3. Seasonal or Out-of-Stock Products Taken Offline
Some merchants take product pages offline entirely when a product is out of stock, rather than keeping the page live with an "out of stock" status. This creates 404 errors in GMC. The correct approach is to keep the page live and update the availability attribute in your feed to "out of stock." This tells Google the product exists but is not available, which is a valid state and does not cause disapprovals.
Taking pages offline creates a much worse outcome than marking them out of stock. Once a product page returns 404, the product gets disapproved and must go through the full re-approval cycle when it comes back in stock. Keeping the page live with updated availability is far less disruptive to your active product count.
4. Supplier Feed Products You No Longer Carry
If your feed comes from a supplier or third-party data source, it may include products your store does not actually stock. Those products will not have pages on your site and will return 404. You need to filter the supplier feed before it reaches GMC, removing any products that are not on your store. Set up a feed rule in Merchant Center or a pre-processing script that excludes products without a valid, live URL on your domain.
5. Platform Migration URL Drift
Migrating from one e-commerce platform to another (Shopify to WooCommerce, Magento to Shopify) almost always changes URL structures. If you built a new store and redirected traffic but did not update your GMC feed, every product URL may now be returning 404. After a platform migration, regenerate your entire feed from the new platform and upload it as a replacement, not an addition to the old feed.

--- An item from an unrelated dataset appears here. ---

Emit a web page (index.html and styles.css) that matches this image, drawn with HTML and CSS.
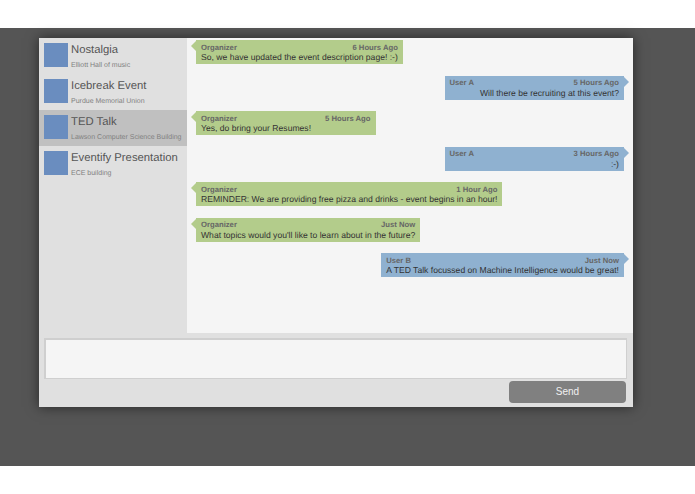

Scan Your Entire Product Feed for 404 Errors
Our audit tool identifies every product with a 404 URL, groups them by error type, and gives you a step-by-step remediation plan.

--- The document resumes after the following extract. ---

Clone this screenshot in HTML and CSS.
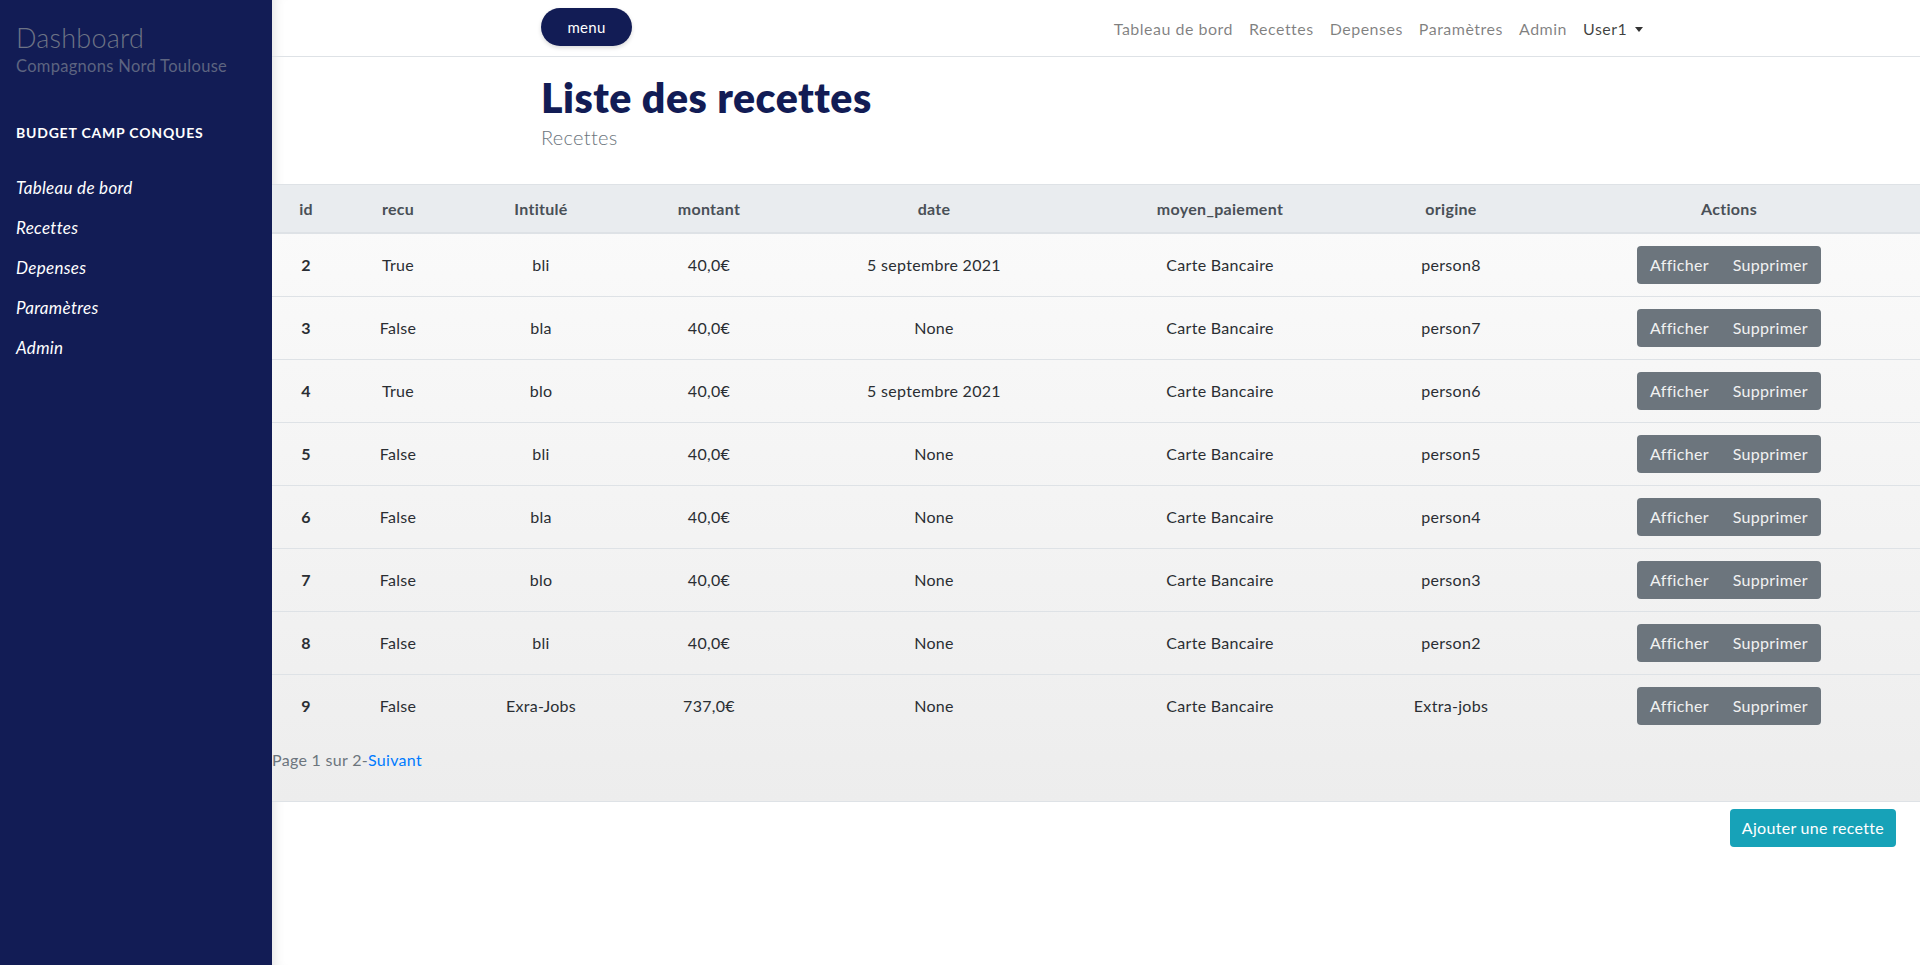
FILE: index.html
```html
<!DOCTYPE html>
<html lang="fr">
<head>
<meta charset="utf-8">
<title>Liste des recettes</title>
<link rel="stylesheet" href="styles.css">
</head>
<body>
<aside class="sidebar">
  <div class="brand">
    <div class="brand-title">Dashboard</div>
    <div class="brand-sub">Compagnons Nord Toulouse</div>
  </div>
  <div class="side-heading">BUDGET CAMP CONQUES</div>
  <ul class="side-links">
    <li><a href="#">Tableau de bord</a></li>
    <li><a href="#">Recettes</a></li>
    <li><a href="#">Depenses</a></li>
    <li><a href="#">Paramètres</a></li>
    <li><a href="#">Admin</a></li>
  </ul>
</aside>
<main class="main">
  <nav class="topbar">
    <div class="container topbar-inner">
      <button class="menu-btn">menu</button>
      <ul class="top-links">
        <li><a href="#">Tableau de bord</a></li>
        <li><a href="#">Recettes</a></li>
        <li><a href="#">Depenses</a></li>
        <li><a href="#">Paramètres</a></li>
        <li><a href="#">Admin</a></li>
        <li><a href="#" class="user">User1 <span class="caret"></span></a></li>
      </ul>
    </div>
  </nav>
  <header class="container page-head">
    <h1>Liste des recettes</h1>
    <p class="subtitle">Recettes</p>
  </header>
  <section class="table-zone">
    <table class="data">
      <colgroup>
        <col class="c-id"><col class="c-recu"><col class="c-int"><col class="c-mont"><col class="c-date"><col class="c-moyen"><col class="c-orig"><col class="c-act">
      </colgroup>
      <thead>
        <tr><th>id</th><th>recu</th><th>Intitulé</th><th>montant</th><th>date</th><th>moyen_paiement</th><th>origine</th><th>Actions</th></tr>
      </thead>
      <tbody>
        <tr><td class="idc">2</td><td>True</td><td>bli</td><td>40,0€</td><td>5 septembre 2021</td><td>Carte Bancaire</td><td>person8</td><td><div class="btn-group"><a class="btn-g" href="#">Afficher</a><a class="btn-g" href="#">Supprimer</a></div></td></tr>
        <tr><td class="idc">3</td><td>False</td><td>bla</td><td>40,0€</td><td>None</td><td>Carte Bancaire</td><td>person7</td><td><div class="btn-group"><a class="btn-g" href="#">Afficher</a><a class="btn-g" href="#">Supprimer</a></div></td></tr>
        <tr><td class="idc">4</td><td>True</td><td>blo</td><td>40,0€</td><td>5 septembre 2021</td><td>Carte Bancaire</td><td>person6</td><td><div class="btn-group"><a class="btn-g" href="#">Afficher</a><a class="btn-g" href="#">Supprimer</a></div></td></tr>
        <tr><td class="idc">5</td><td>False</td><td>bli</td><td>40,0€</td><td>None</td><td>Carte Bancaire</td><td>person5</td><td><div class="btn-group"><a class="btn-g" href="#">Afficher</a><a class="btn-g" href="#">Supprimer</a></div></td></tr>
        <tr><td class="idc">6</td><td>False</td><td>bla</td><td>40,0€</td><td>None</td><td>Carte Bancaire</td><td>person4</td><td><div class="btn-group"><a class="btn-g" href="#">Afficher</a><a class="btn-g" href="#">Supprimer</a></div></td></tr>
        <tr><td class="idc">7</td><td>False</td><td>blo</td><td>40,0€</td><td>None</td><td>Carte Bancaire</td><td>person3</td><td><div class="btn-group"><a class="btn-g" href="#">Afficher</a><a class="btn-g" href="#">Supprimer</a></div></td></tr>
        <tr><td class="idc">8</td><td>False</td><td>bli</td><td>40,0€</td><td>None</td><td>Carte Bancaire</td><td>person2</td><td><div class="btn-group"><a class="btn-g" href="#">Afficher</a><a class="btn-g" href="#">Supprimer</a></div></td></tr>
        <tr><td class="idc">9</td><td>False</td><td>Exra-Jobs</td><td>737,0€</td><td>None</td><td>Carte Bancaire</td><td>Extra-jobs</td><td><div class="btn-group"><a class="btn-g" href="#">Afficher</a><a class="btn-g" href="#">Supprimer</a></div></td></tr>
      </tbody>
    </table>
    <p class="pager">Page 1 sur 2-<a href="#">Suivant</a></p>
  </section>
  <div class="add-row">
    <a class="btn-add" href="#">Ajouter une recette</a>
  </div>
</main>
</body>
</html>
```

FILE: styles.css
```css
* { box-sizing: border-box; }
html, body { margin: 0; padding: 0; }
body {
  font-family: "Lato", "Open Sans", "Liberation Sans", sans-serif;
  font-size: 16px;
  letter-spacing: 0.3px;
  color: #212529;
  display: flex;
  min-height: 965px;
  background: #fff;
}
a { text-decoration: none; }

.sidebar {
  width: 272px;
  flex: 0 0 272px;
  background: #121c55;
  min-height: 965px;
  padding: 21px 16px 0 16px;
}
.brand-title {
  font-size: 27px;
  color: #6d7385;
  line-height: 34px;
  font-weight: 300;
  letter-spacing: 0.2px;
}
.brand-sub {
  font-size: 16.5px;
  color: #5d6480;
  line-height: 22px;
  margin-top: 0;
}
.side-heading {
  margin-top: 46px;
  color: #fff;
  font-weight: 700;
  font-size: 14px;
  letter-spacing: 0.8px;
  line-height: 20px;
}
.side-links {
  list-style: none;
  margin: 32px 0 0 0;
  padding: 0;
}
.side-links li { height: 40px; line-height: 26px; }
.side-links a {
  color: #fff;
  font-style: italic;
  font-size: 17px;
}

.main {
  flex: 1;
  min-width: 0;
  box-shadow: inset 12px 0 12px -10px rgba(0,0,0,0.12);
}
.container {
  width: 1140px;
  margin: 0 auto;
  padding: 0 15px;
}
.topbar {
  height: 57px;
  border-bottom: 1px solid #dee2e6;
}
.topbar-inner {
  display: flex;
  align-items: center;
  justify-content: space-between;
  height: 56px;
}
.menu-btn {
  width: 91px;
  height: 38px;
  border: none;
  border-radius: 19px;
  background: #121c55;
  color: #fff;
  font-family: inherit;
  font-size: 15px;
  letter-spacing: 0.3px;
  box-shadow: 0 2px 4px rgba(0,0,0,0.15);
  margin-top: -2px;
}
.top-links {
  list-style: none;
  display: flex;
  margin: 0 8px 0 0;
  padding: 0;
  gap: 16px;
}
.top-links a {
  color: rgba(0,0,0,0.5);
  font-size: 16px;
  letter-spacing: 0.5px;
}
.top-links a.user { color: rgba(0,0,0,0.75); }
.caret {
  display: inline-block;
  width: 0; height: 0;
  border-left: 4px solid transparent;
  border-right: 4px solid transparent;
  border-top: 5px solid #333;
  vertical-align: 3px;
  margin-left: 3px;
}

.page-head { padding-top: 17px; padding-bottom: 32px; }
.page-head h1 {
  margin: 0;
  font-size: 41px;
  line-height: 48px;
  color: #121c55;
  font-weight: 800;
  letter-spacing: 0.5px;
}
.subtitle {
  margin: 0;
  font-size: 20px;
  line-height: 30px;
  color: #6c757d;
  font-weight: 300;
}

.table-zone {
  background: linear-gradient(#fbfbfb, #ededed);
  border-top: 1px solid #dee2e6;
  border-bottom: 1px solid #dee2e6;
}
.data {
  width: 100%;
  border-collapse: collapse;
  table-layout: fixed;
}
.c-id { width: 68px; }
.c-recu { width: 116px; }
.c-int { width: 170px; }
.c-mont { width: 166px; }
.c-date { width: 284px; }
.c-moyen { width: 288px; }
.c-orig { width: 174px; }
.data th {
  background: #e9ecef;
  color: #495057;
  font-weight: 700;
  height: 48px;
  border-bottom: 2px solid #dee2e6;
  text-align: center;
  font-size: 16px;
}
.data td {
  height: 63px;
  text-align: center;
  border-top: 1px solid #dee2e6;
  color: #2a2e33;
}
.data tbody tr:first-child td { border-top: none; }
.data td.idc { font-weight: 700; }
.btn-group {
  display: inline-flex;
  background: #6c757d;
  border-radius: 4px;
  height: 38px;
  align-items: center;
  padding: 0 1px;
}
.btn-g {
  color: #f1f1f1;
  padding: 0 12px;
  line-height: 38px;
}
.pager {
  margin: 0;
  padding: 11px 0 29px 0;
  color: #6c757d;
  line-height: 24px;
}
.pager a { color: #007bff; }

.add-row {
  display: flex;
  justify-content: flex-end;
  padding: 7px 24px 0 0;
}
.btn-add {
  background: #17a2b8;
  color: #fff;
  border-radius: 4px;
  height: 38px;
  line-height: 38px;
  padding: 0 12px;
  font-size: 16px;
}
```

Run Free AuditPreventing 404 Errors Long-Term
The best prevention is syncing your feed deletion process with your product deletion process. When you delete a product from your store, remove it from the feed in the same workflow. Most e-commerce platforms that generate feeds automatically handle this correctly, but custom integrations and supplier-fed catalogs often do not.
Run a weekly 404 check against your feed URLs using an automated script. This catches errors before they accumulate and before GMC's crawler processes them into disapprovals. A cron job that exports your current feed, checks each URL for a 200 response, and emails you a list of non-200 URLs takes less than a day to set up and prevents hours of remediation work later.
If your account already has a suspension on top of these 404 issues, clean the feed completely before appealing. A feed with active 404 errors during an appeal review signals that the underlying issues have not been resolved. Review the full GMC suspension checklist and the appeal process guide to make sure your account is fully clean before submitting.
For stores with frequent product turnover, also review how your product policy compliance holds up when URLs change, since some policy violations are triggered by page content mismatches that arise during URL transitions.
Frequently Asked Questions
Why do my product URLs return 404 in Google Merchant Center?
404 errors in GMC usually happen when a product URL in your feed points to a page that no longer exists. Common causes include deleted products that were not removed from the feed, a URL restructure that changed product slugs without updating the feed, or a platform migration where the URL format changed.
How long does Google Merchant Center wait before disapproving a 404 product?
Google does not disapprove a product the first time it encounters a 404. The crawler retries over several days before marking the product as disapproved. Based on common patterns, products tend to get disapproved after 3 to 7 days of consistent 404 responses.
Should I use a 301 redirect for deleted products or remove them from the feed?
Remove deleted products from the feed. A 301 redirect for a product that no longer exists typically sends the user to a category page or homepage, which does not match the product data in your feed. GMC sees the mismatch as a potential misrepresentation issue. Remove the product from your next feed submission instead.
What happens if I have hundreds of 404 products in my GMC account?
A large number of 404 products signals poor feed hygiene to Google. If your total disapproved product rate exceeds a significant percentage of your catalog, it can contribute to a broader account review. The immediate fix is to remove all 404 products from your feed in bulk, then fix the URL issues and re-add the products correctly.